A minimal model of nanoparticle crystallization in polar solvents via steric effects

Abstract

Motivated by recent experimental findings, we present here a minimal analytical model illustrating that the steric interactions among the ionic components can provide a simple, generic mechanism for like-charge crystallization in prototypical nanoparticle systems with counterions in polar solvents. In particular, the underlying steric interactions among these ionic components arise from the structural organization of the polar solvent molecules surrounding these ions as molecular dipole moments that may cooperatively enhance or counteract existing entropic depletion and electrostatic forces.

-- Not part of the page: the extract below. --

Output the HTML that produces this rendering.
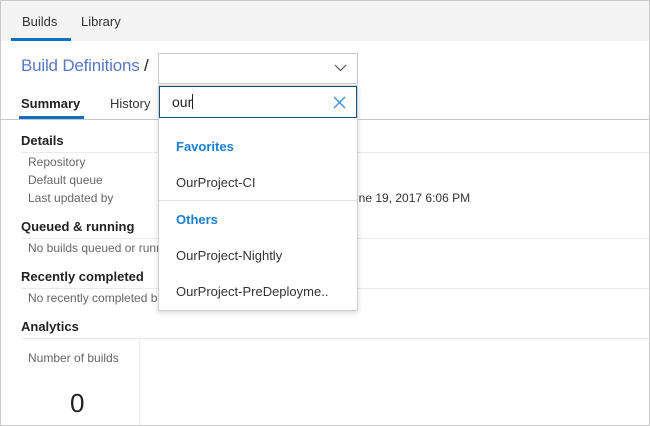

Phenomenologically capturing these steric effects, we assume only the existence of a short-range pairwise Gaussian interaction, which has already been employed usefully for nanoparticles with hydrophillic surfaces or grafted-polymer coatings, among these ionic components (nanoparticles and counterions). The corresponding Gaussian interaction parameters characterize tunable interaction strengths. Making use of an analytically obtained effective pairwise potential between two nanoparticles, upon the contraction of counterions, we derive phase diagrams for nanoparticle systems of varying charge- and size-ratios as a function of particle densities, and observe crystallization for a range of parameters. We further demonstrate that our minimal model is compatible with the phenomenon of charge asymmetry.